— Source data —
* * * * *

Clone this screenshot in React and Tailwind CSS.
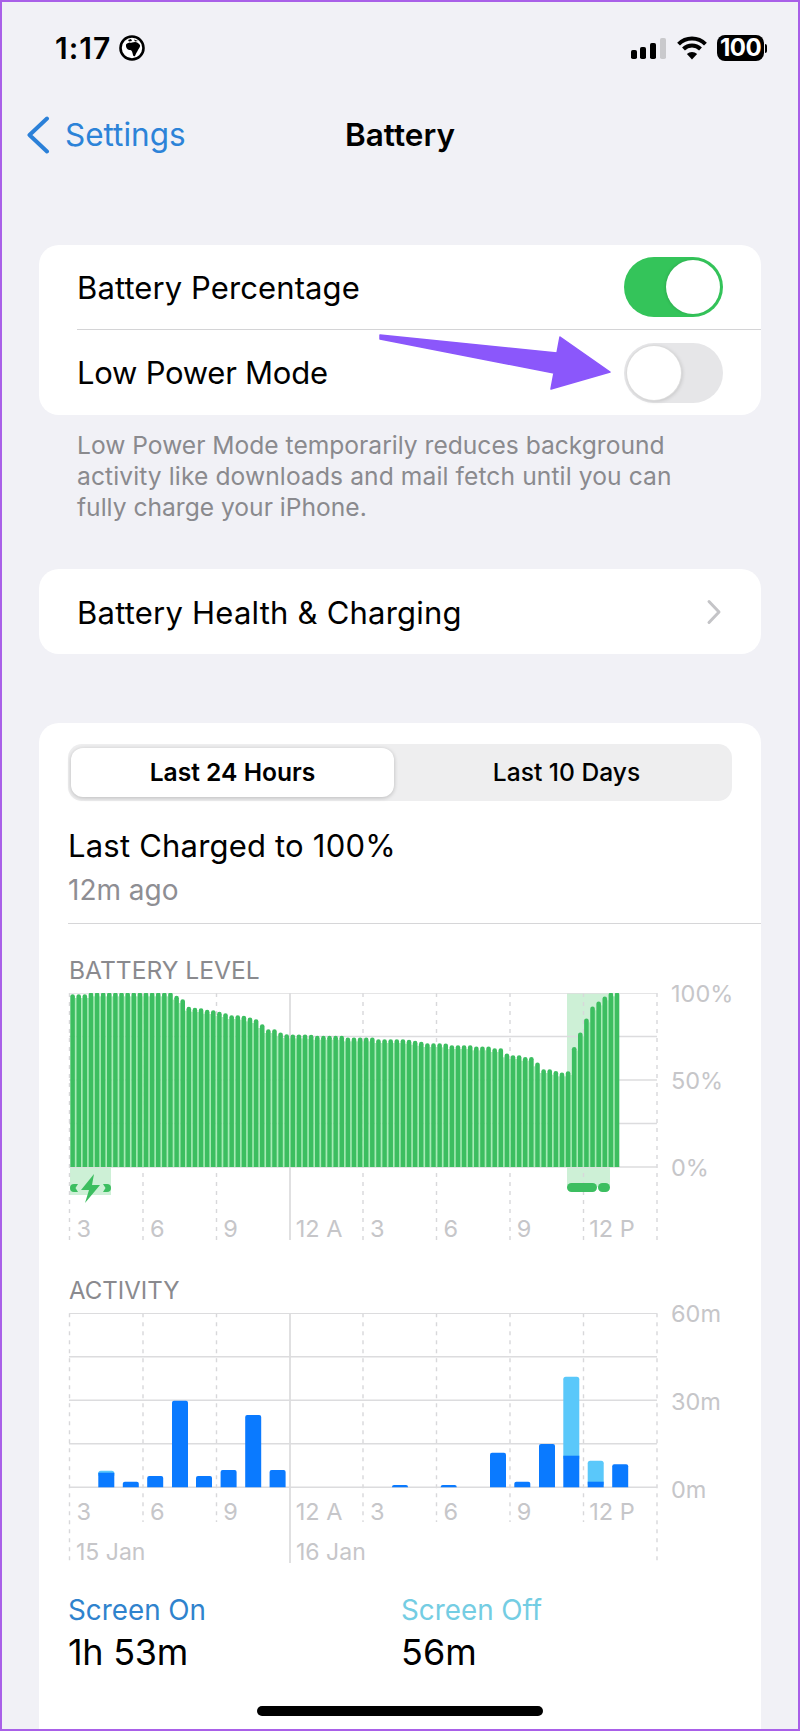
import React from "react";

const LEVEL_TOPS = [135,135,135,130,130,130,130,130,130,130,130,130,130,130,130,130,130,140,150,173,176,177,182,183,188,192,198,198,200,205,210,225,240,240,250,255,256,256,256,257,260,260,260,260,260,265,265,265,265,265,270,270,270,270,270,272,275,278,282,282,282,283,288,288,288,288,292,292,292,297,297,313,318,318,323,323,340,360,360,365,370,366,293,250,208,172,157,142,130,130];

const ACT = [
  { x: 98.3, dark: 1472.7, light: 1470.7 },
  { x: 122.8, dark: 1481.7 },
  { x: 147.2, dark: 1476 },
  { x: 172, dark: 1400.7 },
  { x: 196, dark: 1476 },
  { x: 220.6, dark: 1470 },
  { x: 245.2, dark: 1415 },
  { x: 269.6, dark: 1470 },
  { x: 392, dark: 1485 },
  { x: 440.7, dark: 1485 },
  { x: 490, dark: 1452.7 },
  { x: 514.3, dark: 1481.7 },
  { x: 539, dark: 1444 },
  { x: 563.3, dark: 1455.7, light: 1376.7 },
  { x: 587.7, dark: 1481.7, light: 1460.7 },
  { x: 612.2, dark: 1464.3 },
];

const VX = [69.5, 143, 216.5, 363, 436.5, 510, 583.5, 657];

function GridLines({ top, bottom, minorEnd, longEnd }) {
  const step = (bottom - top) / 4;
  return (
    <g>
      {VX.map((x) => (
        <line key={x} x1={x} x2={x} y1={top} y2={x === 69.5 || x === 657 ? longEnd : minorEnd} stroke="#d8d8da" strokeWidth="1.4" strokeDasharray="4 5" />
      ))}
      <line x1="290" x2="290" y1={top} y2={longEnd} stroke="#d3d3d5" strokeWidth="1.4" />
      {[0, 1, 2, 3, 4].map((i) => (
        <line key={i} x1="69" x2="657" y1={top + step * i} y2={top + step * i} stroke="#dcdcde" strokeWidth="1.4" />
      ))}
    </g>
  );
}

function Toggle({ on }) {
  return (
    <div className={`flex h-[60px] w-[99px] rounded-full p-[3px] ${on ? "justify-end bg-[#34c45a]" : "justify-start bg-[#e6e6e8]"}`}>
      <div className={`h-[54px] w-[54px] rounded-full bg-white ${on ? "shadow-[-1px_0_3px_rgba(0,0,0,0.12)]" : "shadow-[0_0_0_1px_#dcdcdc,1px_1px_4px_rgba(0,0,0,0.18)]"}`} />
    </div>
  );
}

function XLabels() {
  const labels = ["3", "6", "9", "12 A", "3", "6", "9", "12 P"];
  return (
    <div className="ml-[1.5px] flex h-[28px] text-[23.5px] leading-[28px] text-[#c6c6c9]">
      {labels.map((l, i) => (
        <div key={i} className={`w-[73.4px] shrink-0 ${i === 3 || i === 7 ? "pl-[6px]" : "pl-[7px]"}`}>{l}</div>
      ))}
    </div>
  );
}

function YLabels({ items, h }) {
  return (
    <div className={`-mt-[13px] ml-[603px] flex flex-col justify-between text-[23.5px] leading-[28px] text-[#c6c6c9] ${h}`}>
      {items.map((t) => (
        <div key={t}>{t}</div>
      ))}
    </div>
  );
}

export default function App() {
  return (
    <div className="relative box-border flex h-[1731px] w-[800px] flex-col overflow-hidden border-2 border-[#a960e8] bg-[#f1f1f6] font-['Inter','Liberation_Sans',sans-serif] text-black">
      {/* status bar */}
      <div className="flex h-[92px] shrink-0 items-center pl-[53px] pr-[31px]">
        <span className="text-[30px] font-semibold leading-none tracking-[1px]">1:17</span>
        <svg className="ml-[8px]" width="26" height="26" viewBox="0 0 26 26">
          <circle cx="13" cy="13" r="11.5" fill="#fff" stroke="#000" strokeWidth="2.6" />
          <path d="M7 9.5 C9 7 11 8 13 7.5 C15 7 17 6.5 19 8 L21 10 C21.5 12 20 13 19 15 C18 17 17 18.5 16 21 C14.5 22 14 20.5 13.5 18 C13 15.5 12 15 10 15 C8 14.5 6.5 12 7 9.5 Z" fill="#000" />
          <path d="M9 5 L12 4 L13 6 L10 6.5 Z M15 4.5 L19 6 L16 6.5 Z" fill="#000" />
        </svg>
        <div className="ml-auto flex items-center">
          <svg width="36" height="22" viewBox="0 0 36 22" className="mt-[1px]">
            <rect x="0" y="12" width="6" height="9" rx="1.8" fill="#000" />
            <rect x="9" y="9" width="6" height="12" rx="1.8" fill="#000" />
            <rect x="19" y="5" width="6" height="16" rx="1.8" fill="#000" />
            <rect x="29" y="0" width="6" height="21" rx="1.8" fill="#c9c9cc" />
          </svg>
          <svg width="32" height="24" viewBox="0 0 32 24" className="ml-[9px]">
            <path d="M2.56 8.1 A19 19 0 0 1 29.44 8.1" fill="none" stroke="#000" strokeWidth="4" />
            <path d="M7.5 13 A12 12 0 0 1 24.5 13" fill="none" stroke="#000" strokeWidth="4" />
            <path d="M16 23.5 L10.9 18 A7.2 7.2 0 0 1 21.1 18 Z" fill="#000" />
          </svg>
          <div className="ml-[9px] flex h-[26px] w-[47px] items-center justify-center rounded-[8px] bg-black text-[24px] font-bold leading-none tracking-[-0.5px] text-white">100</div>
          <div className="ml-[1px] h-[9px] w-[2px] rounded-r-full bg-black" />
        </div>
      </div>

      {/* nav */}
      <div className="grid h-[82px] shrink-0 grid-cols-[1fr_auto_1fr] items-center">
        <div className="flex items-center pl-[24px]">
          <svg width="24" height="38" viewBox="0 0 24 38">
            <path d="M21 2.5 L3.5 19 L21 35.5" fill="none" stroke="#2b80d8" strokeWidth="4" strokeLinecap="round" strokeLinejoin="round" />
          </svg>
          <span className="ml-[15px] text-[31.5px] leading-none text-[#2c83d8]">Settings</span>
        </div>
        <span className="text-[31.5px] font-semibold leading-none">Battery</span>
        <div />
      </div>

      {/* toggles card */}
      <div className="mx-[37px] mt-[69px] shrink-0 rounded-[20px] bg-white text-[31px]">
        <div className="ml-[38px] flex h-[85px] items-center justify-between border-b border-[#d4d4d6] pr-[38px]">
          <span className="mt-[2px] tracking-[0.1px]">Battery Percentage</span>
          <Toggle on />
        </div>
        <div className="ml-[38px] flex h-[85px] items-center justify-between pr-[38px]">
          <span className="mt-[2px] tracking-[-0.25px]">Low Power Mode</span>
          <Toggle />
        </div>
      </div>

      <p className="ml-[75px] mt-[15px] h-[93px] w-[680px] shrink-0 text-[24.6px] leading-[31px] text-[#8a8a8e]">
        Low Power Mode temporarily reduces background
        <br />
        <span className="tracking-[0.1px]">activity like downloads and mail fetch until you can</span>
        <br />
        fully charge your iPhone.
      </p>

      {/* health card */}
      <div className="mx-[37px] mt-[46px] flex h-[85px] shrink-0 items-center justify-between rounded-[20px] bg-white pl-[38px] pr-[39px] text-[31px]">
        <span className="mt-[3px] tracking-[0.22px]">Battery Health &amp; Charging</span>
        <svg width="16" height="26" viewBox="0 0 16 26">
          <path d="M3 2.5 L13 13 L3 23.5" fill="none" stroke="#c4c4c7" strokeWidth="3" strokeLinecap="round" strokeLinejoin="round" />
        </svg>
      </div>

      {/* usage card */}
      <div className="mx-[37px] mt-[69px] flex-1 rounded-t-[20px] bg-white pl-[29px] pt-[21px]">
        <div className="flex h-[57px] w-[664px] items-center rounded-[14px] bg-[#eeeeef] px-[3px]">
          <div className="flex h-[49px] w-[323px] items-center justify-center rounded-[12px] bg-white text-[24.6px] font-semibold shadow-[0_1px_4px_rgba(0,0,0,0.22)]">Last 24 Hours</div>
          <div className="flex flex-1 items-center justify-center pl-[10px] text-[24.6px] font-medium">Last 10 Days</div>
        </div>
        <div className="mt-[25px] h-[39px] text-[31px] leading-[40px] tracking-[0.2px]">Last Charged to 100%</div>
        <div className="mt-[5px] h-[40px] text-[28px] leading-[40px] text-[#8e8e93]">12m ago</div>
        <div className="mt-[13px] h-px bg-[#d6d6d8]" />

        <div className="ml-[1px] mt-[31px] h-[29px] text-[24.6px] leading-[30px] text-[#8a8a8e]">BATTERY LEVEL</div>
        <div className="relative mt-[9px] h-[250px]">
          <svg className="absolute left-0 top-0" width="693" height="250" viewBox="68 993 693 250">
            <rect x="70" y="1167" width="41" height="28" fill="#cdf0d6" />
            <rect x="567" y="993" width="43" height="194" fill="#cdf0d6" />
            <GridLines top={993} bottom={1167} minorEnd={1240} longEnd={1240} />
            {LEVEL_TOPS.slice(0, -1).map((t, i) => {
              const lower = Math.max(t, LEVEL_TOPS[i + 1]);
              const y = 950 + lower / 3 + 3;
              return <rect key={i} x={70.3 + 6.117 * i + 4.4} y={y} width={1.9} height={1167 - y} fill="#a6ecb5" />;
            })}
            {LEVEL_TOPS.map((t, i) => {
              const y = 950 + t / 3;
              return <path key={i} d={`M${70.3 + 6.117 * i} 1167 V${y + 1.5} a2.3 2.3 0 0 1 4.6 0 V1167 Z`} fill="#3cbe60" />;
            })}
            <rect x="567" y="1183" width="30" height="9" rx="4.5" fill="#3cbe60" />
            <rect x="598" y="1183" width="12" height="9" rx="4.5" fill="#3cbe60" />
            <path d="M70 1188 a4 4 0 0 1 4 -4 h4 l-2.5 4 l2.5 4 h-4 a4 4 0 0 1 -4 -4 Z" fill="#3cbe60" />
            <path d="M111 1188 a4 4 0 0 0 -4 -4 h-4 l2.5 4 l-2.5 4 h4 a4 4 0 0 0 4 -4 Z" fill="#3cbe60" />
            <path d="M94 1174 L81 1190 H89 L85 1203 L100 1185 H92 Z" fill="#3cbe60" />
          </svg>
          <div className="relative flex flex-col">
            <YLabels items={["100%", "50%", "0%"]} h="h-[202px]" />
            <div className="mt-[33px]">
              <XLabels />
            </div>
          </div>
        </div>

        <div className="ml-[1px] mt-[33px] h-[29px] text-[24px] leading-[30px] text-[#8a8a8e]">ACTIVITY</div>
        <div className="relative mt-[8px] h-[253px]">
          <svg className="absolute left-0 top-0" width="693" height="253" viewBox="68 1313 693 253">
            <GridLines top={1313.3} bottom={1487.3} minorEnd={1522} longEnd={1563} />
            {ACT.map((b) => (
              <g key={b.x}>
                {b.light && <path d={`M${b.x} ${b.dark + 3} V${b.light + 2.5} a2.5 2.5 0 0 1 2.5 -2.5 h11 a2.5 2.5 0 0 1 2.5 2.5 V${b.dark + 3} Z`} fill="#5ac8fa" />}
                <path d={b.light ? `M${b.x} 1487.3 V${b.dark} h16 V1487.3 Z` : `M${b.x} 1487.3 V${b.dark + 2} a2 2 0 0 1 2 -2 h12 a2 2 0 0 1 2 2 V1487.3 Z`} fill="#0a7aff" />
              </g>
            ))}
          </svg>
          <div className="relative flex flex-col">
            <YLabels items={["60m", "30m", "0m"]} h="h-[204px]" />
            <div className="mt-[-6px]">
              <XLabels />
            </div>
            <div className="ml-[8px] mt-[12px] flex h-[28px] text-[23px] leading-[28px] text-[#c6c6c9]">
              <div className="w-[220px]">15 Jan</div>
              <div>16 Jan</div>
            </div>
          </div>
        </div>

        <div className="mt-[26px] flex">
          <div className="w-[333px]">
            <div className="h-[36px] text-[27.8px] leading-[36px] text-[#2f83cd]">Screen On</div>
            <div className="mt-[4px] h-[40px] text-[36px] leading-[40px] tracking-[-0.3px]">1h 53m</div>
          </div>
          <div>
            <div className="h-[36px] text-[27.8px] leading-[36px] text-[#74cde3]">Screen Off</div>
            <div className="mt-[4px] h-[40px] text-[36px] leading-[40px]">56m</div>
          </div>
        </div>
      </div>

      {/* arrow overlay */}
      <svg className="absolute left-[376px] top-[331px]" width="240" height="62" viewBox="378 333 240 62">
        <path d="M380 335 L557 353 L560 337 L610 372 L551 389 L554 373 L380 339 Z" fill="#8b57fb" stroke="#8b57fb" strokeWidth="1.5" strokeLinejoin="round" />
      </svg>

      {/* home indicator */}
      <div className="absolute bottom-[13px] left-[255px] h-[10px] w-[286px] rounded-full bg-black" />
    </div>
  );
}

* * * * *

— Job —
Write out again exactly the lines from the start of the data above through the line containing "import React from", inclusive, excluding any pictures.

— Output —
Clone this screenshot in React and Tailwind CSS.
import React from "react";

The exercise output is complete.